#### Stated problem:
Look over the lines below. Report each one that includes the string "with".
⟨
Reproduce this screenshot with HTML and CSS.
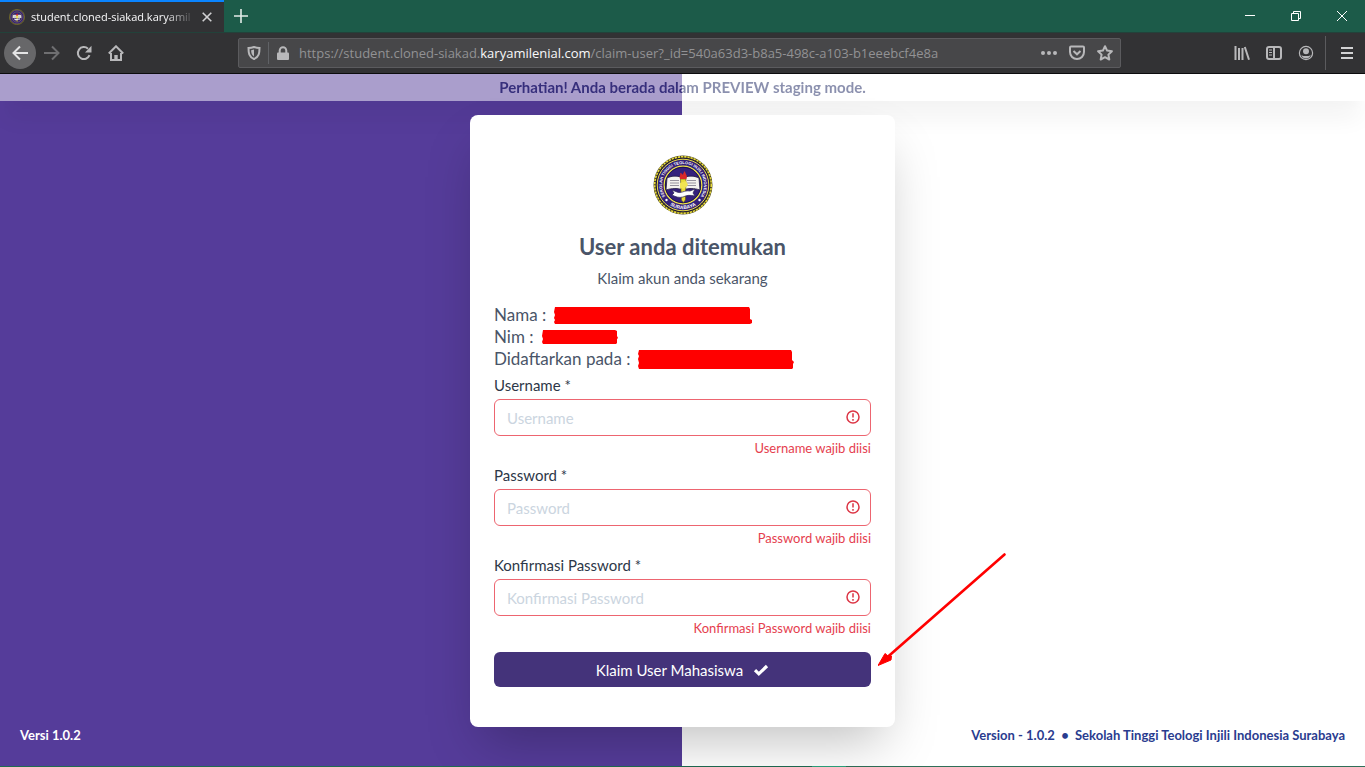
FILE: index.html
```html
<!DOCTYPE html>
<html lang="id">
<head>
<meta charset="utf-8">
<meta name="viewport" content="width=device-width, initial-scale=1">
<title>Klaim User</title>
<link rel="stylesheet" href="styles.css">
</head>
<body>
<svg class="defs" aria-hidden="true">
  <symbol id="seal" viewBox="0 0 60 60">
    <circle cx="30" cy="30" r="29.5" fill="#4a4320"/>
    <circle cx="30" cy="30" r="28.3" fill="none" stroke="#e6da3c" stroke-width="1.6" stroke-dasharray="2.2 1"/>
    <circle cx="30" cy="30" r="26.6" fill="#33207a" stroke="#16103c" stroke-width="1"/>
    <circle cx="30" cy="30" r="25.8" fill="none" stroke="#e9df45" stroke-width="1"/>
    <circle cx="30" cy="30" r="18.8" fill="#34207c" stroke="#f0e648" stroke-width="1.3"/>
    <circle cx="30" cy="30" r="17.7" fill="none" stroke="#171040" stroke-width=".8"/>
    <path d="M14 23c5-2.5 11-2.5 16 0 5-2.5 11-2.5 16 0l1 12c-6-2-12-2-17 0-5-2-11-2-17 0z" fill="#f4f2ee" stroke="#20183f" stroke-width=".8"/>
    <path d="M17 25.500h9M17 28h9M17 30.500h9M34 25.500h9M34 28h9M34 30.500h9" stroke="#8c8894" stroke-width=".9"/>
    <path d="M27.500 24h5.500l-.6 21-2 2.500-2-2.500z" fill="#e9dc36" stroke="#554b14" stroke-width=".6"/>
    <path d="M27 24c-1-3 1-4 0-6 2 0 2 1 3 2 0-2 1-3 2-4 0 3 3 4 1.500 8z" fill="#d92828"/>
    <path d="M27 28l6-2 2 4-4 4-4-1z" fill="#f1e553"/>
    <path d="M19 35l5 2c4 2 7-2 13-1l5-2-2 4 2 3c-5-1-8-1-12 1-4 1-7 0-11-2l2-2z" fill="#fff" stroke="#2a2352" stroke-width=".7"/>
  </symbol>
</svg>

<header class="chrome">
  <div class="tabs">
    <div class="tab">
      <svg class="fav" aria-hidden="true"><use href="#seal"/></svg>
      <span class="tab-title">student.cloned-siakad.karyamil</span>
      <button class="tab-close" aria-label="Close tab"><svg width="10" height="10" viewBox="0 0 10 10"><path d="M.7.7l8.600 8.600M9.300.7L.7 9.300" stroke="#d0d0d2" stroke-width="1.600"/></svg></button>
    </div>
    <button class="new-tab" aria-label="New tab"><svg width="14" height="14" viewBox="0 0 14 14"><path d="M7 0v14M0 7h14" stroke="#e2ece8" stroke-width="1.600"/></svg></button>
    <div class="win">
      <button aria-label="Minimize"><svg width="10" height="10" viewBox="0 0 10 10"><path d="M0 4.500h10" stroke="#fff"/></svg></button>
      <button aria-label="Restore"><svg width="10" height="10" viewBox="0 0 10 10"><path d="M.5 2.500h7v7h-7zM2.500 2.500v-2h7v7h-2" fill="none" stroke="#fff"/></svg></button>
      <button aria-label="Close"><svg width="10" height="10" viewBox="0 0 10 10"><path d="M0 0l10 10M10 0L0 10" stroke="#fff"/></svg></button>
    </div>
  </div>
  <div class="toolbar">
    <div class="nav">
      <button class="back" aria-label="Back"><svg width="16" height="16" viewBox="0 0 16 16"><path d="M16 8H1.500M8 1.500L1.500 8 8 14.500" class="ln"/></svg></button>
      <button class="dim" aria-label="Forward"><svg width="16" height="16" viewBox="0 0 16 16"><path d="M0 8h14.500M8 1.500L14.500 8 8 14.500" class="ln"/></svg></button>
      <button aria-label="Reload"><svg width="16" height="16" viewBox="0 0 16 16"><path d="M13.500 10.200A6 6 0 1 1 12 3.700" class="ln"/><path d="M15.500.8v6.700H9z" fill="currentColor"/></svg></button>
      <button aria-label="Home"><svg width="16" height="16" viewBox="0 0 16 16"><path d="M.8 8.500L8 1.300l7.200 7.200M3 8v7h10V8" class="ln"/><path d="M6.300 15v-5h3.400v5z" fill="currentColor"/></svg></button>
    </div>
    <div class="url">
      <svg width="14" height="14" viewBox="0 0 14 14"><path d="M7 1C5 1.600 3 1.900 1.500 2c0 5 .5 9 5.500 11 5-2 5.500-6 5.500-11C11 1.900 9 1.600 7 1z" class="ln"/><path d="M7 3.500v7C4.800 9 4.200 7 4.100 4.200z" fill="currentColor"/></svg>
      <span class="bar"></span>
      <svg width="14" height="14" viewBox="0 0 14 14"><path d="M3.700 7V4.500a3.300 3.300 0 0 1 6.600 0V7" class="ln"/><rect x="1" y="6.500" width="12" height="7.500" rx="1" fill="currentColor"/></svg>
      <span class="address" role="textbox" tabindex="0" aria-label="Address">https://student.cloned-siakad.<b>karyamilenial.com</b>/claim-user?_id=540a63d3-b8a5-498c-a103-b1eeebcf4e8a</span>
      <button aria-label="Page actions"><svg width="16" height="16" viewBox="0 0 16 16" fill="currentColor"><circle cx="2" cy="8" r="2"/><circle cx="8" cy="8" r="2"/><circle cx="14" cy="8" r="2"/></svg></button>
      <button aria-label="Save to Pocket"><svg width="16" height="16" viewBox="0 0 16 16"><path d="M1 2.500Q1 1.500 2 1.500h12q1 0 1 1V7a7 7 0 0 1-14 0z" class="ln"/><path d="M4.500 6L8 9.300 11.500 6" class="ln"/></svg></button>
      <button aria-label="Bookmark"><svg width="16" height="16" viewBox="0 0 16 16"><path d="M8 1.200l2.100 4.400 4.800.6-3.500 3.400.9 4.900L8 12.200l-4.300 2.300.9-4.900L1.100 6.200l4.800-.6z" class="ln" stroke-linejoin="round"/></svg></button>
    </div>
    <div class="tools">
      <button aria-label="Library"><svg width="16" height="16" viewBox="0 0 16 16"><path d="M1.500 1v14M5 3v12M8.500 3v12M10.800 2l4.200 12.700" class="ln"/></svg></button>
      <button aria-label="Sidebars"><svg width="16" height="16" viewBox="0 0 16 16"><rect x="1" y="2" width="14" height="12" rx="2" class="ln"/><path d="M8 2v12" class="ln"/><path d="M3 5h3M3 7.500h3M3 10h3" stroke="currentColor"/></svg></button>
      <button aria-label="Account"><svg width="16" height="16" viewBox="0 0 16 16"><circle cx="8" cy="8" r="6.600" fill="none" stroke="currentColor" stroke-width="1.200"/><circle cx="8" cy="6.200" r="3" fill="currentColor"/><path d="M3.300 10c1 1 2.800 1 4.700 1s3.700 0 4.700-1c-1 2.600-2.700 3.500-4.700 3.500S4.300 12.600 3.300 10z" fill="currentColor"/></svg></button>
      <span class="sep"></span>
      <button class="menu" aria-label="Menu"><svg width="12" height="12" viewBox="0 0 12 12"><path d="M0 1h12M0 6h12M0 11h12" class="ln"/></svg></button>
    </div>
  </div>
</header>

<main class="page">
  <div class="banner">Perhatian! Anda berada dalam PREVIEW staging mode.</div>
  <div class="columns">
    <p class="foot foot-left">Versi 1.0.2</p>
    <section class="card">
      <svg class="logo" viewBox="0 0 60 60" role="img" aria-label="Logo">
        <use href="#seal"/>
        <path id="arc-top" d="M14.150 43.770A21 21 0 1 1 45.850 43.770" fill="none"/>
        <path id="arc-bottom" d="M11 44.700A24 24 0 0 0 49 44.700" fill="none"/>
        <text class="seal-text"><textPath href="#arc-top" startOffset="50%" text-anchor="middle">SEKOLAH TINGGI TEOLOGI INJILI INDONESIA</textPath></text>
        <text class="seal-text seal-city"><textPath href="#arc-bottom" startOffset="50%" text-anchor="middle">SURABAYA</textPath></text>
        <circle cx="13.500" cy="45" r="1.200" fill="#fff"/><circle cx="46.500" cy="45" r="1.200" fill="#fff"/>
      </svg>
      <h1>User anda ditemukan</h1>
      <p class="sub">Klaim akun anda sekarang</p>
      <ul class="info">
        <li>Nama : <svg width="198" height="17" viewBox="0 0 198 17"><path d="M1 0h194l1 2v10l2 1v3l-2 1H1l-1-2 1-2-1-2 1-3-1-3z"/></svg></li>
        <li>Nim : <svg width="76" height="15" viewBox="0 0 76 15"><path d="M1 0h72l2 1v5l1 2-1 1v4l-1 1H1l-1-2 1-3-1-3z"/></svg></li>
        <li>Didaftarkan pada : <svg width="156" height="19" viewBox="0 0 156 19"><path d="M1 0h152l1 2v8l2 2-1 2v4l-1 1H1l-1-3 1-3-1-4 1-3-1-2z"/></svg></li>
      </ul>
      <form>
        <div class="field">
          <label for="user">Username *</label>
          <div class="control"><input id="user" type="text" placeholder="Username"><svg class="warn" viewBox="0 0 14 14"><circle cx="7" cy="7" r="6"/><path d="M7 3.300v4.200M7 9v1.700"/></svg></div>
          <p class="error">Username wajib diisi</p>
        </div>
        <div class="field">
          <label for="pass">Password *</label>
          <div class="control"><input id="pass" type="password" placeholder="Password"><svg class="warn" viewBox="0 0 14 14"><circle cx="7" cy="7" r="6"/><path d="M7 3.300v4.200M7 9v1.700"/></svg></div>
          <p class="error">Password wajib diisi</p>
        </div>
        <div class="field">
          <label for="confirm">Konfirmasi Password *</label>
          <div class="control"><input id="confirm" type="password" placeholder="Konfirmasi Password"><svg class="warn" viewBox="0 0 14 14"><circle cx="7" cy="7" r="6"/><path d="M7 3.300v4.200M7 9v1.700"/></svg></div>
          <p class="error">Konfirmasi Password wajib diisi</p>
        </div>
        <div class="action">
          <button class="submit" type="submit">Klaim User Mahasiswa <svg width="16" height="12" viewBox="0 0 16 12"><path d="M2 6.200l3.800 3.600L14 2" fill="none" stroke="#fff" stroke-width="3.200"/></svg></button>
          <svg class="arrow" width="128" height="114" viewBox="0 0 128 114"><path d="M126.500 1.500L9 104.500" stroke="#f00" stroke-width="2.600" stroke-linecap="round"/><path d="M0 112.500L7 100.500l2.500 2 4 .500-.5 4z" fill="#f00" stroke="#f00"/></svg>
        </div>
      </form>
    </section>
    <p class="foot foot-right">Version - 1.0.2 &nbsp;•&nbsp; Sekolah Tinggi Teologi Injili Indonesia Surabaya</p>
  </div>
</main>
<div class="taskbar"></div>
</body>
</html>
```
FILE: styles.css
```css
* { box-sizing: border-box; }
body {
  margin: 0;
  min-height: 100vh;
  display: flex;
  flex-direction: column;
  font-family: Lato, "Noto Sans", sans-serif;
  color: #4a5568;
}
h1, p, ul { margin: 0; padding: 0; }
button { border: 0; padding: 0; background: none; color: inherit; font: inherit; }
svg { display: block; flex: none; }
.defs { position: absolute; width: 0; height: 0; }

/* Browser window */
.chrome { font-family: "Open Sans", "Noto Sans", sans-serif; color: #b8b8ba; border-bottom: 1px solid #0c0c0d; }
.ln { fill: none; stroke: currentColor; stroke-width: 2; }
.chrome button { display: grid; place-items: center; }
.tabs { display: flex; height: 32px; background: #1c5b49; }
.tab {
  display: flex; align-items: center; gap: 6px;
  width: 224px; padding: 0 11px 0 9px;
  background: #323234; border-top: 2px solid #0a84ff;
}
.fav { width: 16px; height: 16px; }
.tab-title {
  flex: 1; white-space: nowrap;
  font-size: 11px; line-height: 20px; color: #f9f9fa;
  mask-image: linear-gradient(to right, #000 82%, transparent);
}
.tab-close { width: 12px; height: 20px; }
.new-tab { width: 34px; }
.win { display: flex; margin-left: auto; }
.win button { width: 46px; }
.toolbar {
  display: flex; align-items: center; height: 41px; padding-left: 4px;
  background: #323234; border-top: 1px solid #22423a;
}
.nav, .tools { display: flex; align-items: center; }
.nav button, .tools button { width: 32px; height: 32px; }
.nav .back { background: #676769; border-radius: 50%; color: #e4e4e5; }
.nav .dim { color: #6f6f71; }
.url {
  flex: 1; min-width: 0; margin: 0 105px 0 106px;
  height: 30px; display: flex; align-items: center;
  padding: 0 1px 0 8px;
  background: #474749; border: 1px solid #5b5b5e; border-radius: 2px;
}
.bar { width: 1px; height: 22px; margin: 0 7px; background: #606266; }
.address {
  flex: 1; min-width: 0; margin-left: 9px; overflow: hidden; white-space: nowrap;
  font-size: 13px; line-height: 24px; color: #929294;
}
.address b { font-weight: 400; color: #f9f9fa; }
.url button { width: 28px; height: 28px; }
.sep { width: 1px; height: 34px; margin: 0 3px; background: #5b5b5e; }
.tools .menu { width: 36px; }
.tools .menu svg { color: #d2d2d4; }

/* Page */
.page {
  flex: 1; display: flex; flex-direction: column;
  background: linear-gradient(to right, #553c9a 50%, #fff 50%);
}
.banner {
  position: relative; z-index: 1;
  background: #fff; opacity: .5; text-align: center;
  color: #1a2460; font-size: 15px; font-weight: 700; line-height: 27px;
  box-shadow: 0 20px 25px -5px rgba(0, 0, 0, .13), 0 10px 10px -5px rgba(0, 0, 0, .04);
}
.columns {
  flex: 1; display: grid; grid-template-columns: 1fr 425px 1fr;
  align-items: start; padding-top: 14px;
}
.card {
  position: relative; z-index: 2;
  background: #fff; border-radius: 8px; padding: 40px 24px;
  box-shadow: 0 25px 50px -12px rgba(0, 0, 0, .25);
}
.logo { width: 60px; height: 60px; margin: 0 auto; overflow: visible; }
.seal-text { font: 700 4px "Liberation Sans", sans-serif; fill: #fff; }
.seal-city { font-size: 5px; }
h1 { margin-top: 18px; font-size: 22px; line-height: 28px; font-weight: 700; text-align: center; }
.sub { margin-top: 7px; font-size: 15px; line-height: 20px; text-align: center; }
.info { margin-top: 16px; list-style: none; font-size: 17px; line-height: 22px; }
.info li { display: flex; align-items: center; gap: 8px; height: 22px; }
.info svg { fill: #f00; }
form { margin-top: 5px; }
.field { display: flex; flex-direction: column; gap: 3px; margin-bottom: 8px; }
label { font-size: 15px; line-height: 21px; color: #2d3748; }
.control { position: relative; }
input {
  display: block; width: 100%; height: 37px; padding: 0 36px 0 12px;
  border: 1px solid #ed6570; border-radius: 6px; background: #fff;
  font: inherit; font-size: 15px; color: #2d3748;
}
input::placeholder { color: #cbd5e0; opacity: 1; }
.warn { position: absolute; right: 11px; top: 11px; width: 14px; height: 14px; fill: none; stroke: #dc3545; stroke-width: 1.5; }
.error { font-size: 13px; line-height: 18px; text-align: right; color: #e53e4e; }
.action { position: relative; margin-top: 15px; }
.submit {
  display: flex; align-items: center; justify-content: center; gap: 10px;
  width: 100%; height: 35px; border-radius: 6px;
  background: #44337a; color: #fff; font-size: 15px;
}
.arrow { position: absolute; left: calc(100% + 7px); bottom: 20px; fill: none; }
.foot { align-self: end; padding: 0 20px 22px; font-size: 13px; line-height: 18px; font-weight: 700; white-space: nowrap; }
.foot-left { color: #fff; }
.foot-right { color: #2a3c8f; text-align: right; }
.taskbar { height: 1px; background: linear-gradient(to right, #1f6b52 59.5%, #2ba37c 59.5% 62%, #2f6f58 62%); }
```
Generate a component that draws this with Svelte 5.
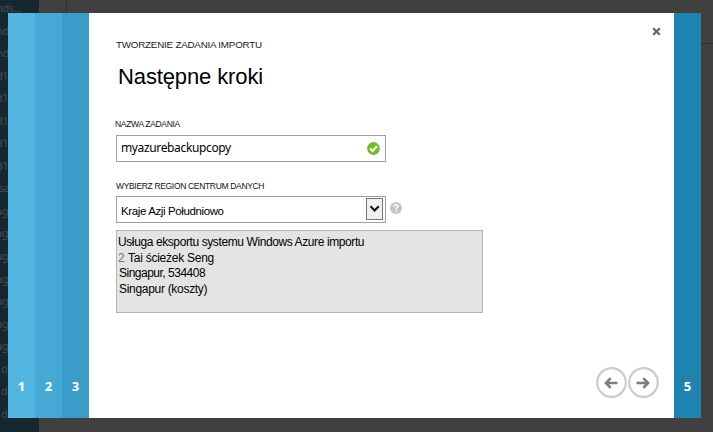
⟩
#### Right answer:
Reproduce this screenshot with HTML and CSS.
Generate a component that draws this with Svelte 5.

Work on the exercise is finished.